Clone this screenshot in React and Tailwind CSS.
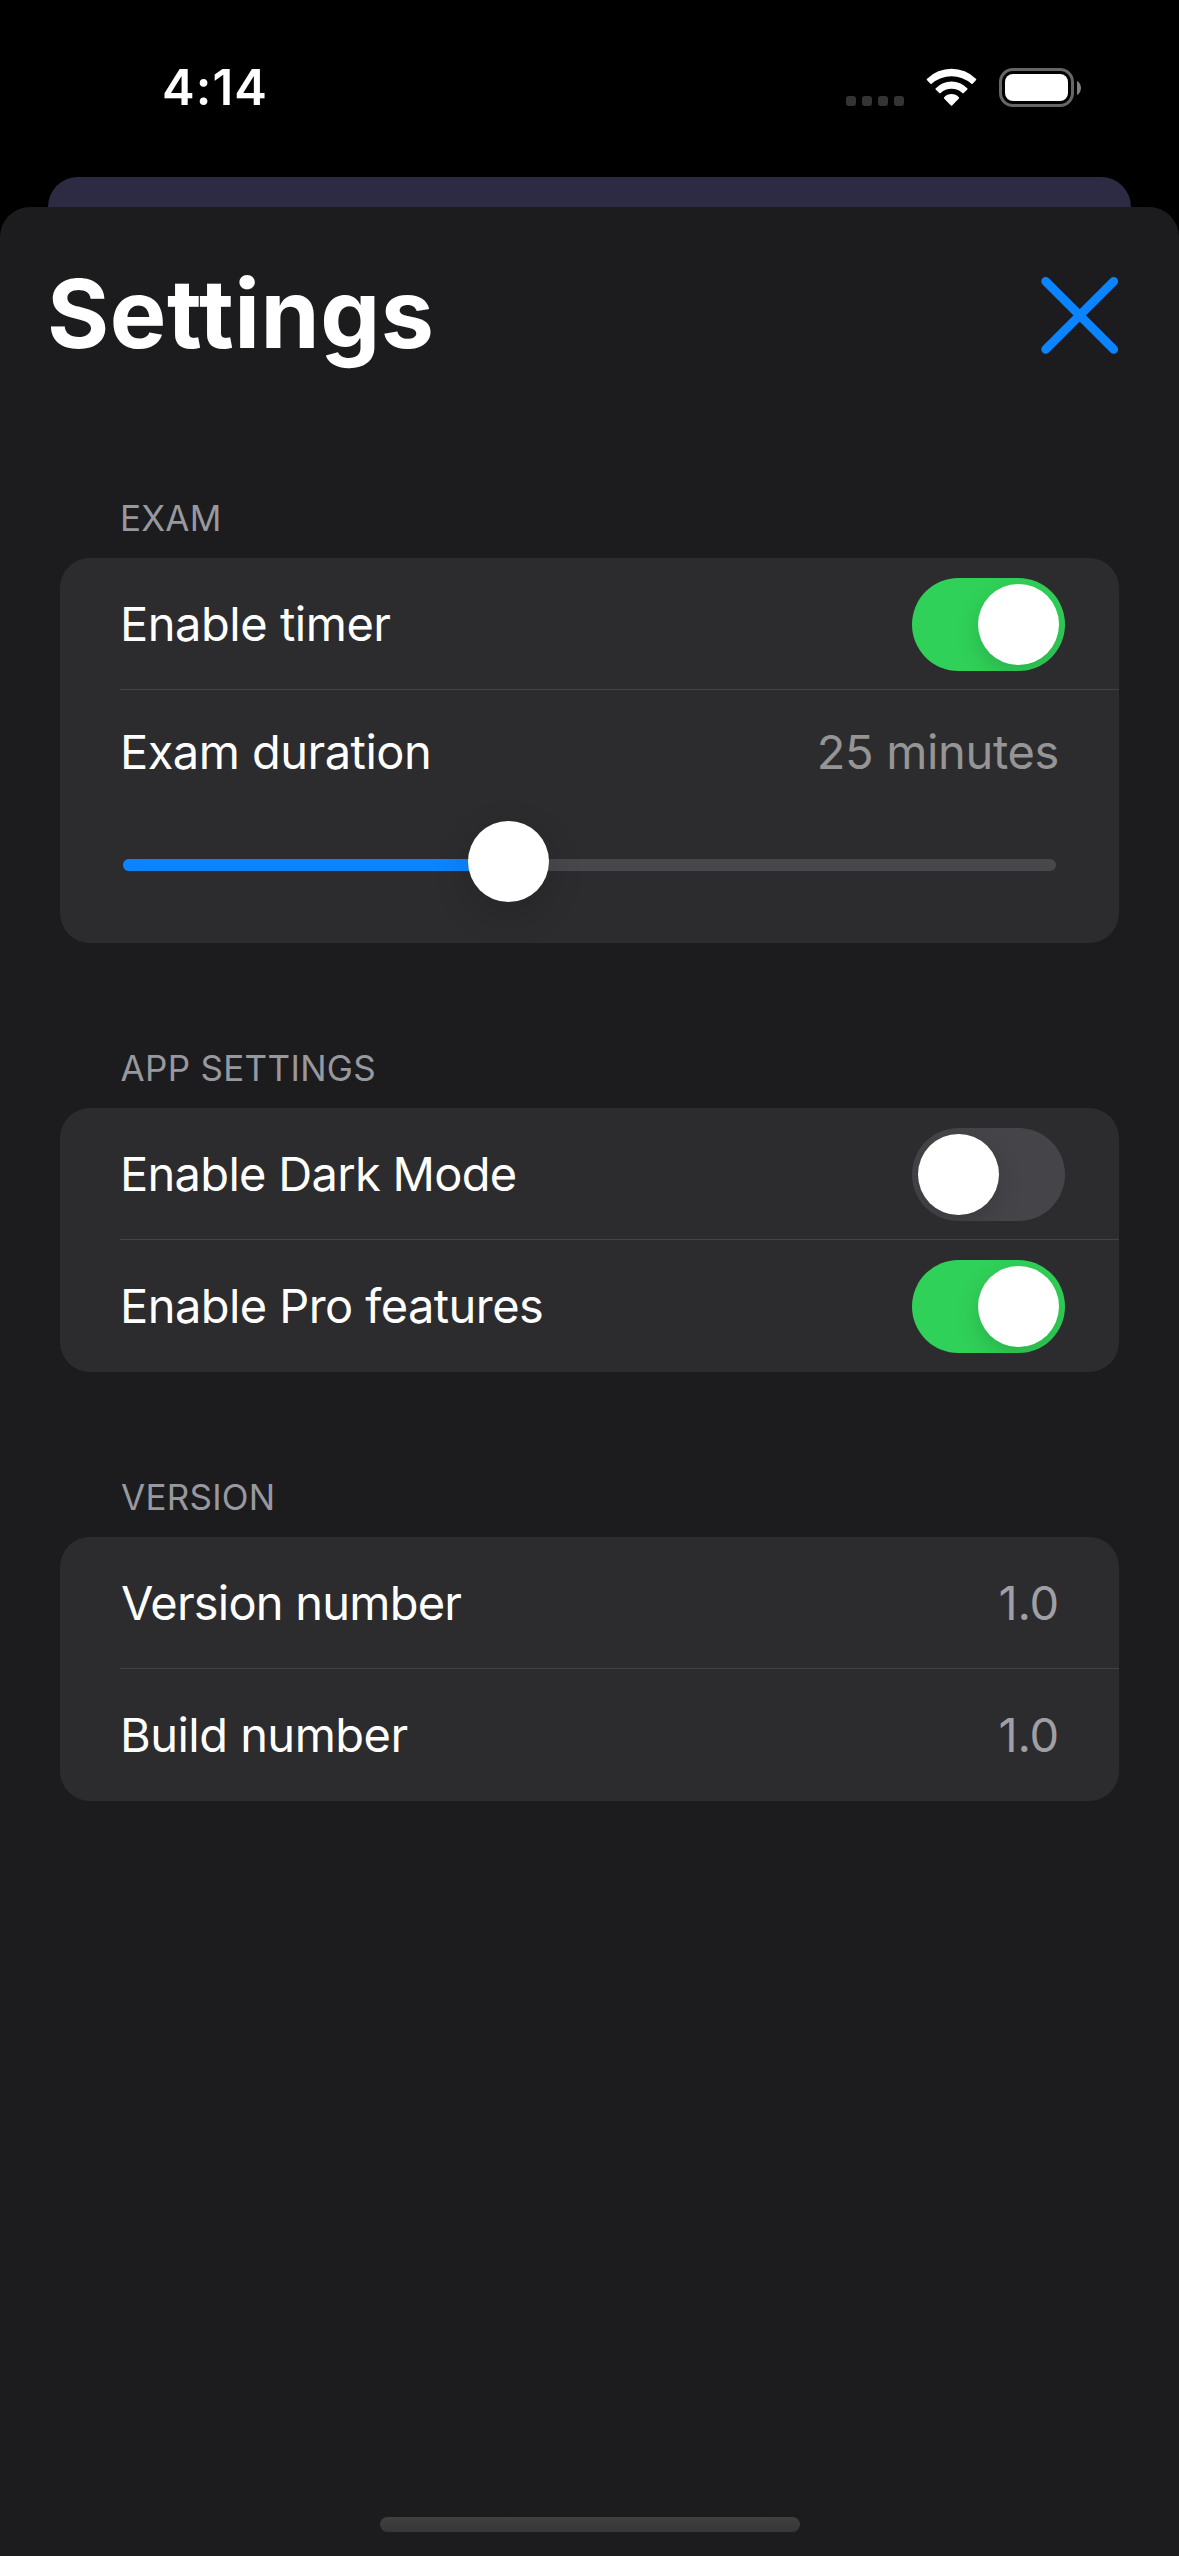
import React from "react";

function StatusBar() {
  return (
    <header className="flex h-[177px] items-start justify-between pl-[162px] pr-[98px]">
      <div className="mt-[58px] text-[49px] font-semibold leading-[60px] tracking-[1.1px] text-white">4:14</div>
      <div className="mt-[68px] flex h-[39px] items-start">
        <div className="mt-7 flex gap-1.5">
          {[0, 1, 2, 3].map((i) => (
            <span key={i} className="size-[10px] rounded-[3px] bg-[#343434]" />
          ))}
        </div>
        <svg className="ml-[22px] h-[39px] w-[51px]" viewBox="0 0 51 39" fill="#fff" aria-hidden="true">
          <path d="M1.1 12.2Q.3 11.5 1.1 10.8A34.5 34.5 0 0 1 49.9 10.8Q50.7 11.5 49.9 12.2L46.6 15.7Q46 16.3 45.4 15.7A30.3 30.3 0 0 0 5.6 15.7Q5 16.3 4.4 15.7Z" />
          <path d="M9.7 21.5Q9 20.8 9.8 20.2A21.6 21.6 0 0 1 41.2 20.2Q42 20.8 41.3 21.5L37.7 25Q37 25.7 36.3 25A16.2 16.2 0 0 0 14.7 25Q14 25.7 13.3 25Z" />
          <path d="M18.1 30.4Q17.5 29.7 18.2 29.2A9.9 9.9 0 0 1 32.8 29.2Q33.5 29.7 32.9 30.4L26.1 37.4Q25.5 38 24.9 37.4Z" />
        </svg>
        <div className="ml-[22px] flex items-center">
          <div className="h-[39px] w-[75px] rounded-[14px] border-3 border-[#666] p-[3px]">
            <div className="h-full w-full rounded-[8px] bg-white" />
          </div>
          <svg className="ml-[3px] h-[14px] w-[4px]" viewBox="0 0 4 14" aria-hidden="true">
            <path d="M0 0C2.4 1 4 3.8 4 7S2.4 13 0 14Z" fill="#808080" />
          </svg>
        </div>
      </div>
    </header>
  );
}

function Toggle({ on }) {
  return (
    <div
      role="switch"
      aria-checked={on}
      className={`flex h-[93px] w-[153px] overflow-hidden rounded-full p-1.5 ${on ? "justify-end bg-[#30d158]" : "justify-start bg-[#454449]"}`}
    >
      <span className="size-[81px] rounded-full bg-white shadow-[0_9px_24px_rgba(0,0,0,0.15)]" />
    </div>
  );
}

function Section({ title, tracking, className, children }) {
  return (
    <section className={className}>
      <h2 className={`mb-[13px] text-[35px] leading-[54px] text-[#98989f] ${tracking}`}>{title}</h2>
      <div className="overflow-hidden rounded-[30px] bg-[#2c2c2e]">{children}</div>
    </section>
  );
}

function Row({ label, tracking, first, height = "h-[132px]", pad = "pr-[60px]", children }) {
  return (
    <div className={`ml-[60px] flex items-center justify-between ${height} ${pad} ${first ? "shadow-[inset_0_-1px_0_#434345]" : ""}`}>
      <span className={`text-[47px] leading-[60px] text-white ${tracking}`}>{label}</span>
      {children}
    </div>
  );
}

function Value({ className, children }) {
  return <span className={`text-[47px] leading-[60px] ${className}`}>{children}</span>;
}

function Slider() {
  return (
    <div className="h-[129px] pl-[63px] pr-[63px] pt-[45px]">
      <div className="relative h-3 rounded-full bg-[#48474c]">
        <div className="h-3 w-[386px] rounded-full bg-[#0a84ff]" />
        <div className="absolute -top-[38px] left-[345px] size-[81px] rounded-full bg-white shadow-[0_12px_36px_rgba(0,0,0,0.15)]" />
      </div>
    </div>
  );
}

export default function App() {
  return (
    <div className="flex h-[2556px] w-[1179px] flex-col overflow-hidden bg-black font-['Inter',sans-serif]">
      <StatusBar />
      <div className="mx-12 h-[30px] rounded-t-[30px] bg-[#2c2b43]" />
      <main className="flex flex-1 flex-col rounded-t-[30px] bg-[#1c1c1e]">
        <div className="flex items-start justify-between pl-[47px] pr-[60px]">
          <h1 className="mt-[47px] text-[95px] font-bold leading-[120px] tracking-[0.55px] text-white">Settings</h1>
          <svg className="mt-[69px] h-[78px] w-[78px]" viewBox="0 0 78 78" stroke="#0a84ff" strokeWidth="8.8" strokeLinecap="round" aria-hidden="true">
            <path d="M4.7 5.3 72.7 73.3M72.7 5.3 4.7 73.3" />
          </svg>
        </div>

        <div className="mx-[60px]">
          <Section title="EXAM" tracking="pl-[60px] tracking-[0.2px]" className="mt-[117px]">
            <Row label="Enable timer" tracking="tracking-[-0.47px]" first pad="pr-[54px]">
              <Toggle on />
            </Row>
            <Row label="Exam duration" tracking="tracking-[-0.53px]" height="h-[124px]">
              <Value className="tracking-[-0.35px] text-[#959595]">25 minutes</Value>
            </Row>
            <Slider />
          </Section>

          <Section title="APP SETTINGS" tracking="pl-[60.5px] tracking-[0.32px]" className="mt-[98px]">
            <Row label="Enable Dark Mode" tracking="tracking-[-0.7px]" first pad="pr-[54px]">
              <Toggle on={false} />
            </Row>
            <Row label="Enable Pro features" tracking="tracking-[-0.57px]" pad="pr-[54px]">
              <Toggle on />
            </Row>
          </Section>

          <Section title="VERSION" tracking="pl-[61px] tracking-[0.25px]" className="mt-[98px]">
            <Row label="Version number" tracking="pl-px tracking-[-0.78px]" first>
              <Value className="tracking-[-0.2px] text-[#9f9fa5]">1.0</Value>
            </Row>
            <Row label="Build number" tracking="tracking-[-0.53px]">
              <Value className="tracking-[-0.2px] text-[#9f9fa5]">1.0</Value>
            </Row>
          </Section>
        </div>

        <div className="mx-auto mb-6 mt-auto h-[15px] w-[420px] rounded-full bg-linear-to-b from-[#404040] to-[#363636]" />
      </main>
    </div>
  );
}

# # # # #

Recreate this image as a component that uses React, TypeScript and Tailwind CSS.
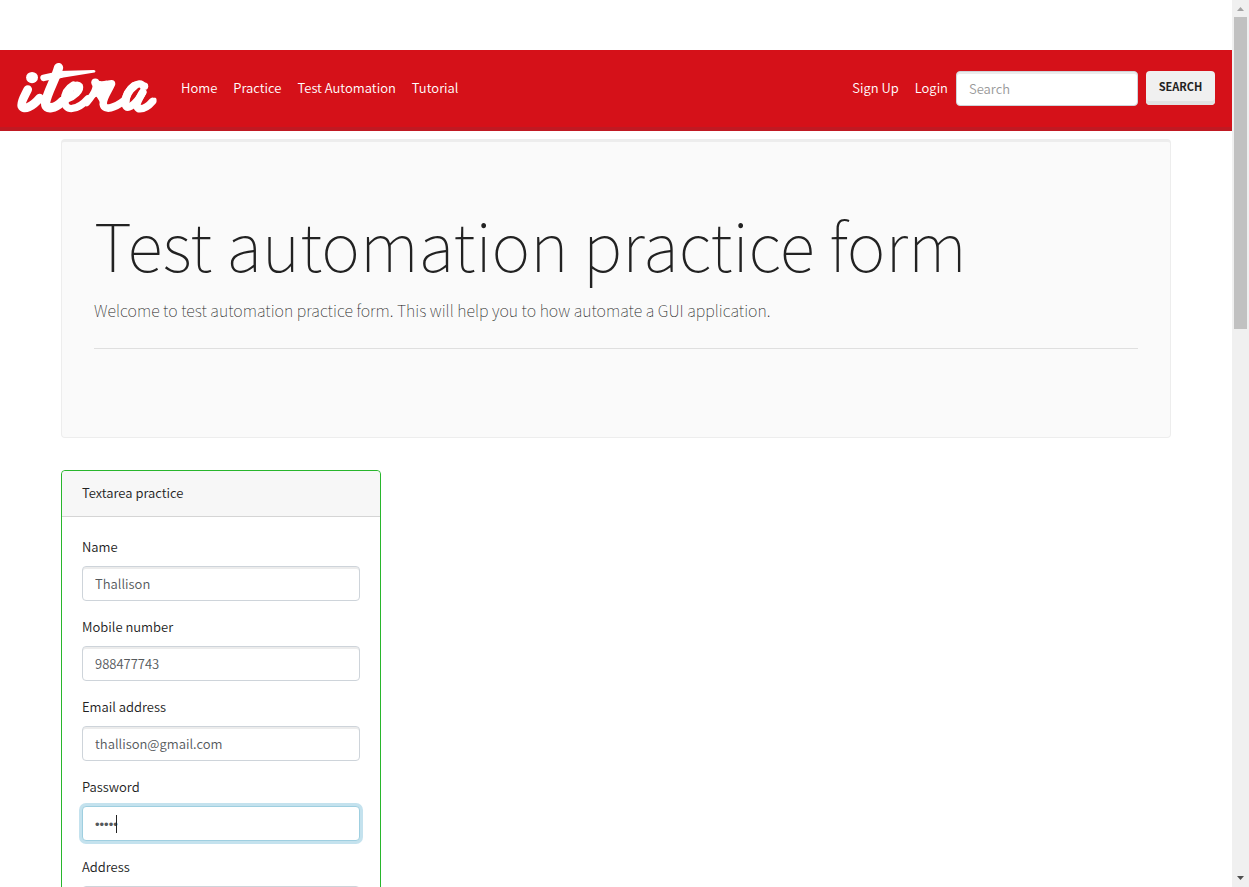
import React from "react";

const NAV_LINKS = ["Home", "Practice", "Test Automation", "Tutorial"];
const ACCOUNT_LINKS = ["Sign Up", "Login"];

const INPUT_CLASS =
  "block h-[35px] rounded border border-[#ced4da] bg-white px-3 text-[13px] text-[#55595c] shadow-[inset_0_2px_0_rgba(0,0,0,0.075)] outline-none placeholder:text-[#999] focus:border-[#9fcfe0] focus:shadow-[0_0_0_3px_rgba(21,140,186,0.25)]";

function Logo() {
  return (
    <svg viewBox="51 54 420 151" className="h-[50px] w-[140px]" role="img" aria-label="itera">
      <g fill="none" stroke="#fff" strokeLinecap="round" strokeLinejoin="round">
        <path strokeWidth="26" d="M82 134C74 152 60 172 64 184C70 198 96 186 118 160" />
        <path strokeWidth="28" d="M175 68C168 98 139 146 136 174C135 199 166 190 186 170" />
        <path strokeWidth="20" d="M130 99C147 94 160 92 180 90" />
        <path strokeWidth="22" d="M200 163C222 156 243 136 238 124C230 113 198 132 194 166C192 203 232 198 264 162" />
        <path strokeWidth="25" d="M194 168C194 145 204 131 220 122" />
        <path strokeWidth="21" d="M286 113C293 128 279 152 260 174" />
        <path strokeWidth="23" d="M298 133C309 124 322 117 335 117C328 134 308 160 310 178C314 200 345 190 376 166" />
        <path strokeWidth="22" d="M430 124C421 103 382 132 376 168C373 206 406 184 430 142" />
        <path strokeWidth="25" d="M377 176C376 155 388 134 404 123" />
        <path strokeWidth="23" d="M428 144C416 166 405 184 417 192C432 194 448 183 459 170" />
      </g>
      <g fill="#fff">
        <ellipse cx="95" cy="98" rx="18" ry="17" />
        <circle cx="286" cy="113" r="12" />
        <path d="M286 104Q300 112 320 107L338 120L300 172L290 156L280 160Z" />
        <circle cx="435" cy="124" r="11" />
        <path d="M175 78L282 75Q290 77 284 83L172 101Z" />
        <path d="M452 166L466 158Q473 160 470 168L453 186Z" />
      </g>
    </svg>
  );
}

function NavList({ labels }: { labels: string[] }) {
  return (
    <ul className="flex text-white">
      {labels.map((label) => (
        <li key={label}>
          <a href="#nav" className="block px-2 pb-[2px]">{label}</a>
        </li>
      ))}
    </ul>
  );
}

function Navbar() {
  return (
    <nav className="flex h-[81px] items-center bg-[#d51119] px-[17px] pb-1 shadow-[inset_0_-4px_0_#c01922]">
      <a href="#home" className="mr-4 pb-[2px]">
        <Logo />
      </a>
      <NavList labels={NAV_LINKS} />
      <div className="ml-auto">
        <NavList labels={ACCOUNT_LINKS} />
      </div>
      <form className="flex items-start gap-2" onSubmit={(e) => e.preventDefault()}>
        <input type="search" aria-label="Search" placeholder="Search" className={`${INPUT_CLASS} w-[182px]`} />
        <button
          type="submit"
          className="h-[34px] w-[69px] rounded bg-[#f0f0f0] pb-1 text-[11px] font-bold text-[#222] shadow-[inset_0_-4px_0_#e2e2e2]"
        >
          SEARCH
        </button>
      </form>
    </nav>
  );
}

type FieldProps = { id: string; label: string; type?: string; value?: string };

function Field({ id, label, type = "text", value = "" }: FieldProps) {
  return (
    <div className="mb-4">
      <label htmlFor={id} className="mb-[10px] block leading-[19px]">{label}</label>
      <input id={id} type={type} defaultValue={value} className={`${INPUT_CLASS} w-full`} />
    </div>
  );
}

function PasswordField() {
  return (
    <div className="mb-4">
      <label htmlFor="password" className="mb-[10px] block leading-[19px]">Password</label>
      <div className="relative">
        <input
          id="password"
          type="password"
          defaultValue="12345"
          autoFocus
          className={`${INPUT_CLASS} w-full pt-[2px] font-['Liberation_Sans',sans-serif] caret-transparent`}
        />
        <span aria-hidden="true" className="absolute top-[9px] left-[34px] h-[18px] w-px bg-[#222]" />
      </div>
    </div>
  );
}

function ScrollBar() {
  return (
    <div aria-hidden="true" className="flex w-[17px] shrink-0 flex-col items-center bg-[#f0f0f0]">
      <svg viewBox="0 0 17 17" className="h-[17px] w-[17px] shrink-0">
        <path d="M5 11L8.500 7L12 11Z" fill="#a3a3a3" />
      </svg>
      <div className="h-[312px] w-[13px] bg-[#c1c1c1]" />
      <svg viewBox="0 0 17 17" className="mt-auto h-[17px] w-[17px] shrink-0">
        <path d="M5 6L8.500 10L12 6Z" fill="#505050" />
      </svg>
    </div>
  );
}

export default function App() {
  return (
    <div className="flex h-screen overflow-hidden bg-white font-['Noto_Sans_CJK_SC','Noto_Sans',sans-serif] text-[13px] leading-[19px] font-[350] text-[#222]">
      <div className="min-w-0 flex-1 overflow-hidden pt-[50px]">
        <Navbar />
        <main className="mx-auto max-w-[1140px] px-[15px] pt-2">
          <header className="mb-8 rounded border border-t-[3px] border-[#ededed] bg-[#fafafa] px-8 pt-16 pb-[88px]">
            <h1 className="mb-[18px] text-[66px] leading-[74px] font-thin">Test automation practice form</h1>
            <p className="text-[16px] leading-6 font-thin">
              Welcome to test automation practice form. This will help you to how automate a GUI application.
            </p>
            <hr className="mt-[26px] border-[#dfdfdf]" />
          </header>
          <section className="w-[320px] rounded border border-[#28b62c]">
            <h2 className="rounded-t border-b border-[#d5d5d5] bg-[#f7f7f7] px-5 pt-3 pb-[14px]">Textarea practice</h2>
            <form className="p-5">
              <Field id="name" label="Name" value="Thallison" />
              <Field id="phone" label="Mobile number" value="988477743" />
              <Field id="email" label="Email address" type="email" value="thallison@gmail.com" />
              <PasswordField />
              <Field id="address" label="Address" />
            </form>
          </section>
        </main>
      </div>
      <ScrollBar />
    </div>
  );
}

# # # # #

REQUIRED TASK »
Write out exactly the lines from the one that has "Recreate this image" down to the one that has "h-[35px] rounded border", including both. Pictures stay out of the copy.

RESULT BELOW »
Recreate this image as a component that uses React, TypeScript and Tailwind CSS.
import React from "react";

const NAV_LINKS = ["Home", "Practice", "Test Automation", "Tutorial"];
const ACCOUNT_LINKS = ["Sign Up", "Login"];

const INPUT_CLASS =
  "block h-[35px] rounded border border-[#ced4da] bg-white px-3 text-[13px] text-[#55595c] shadow-[inset_0_2px_0_rgba(0,0,0,0.075)] outline-none placeholder:text-[#999] focus:border-[#9fcfe0] focus:shadow-[0_0_0_3px_rgba(21,140,186,0.25)]";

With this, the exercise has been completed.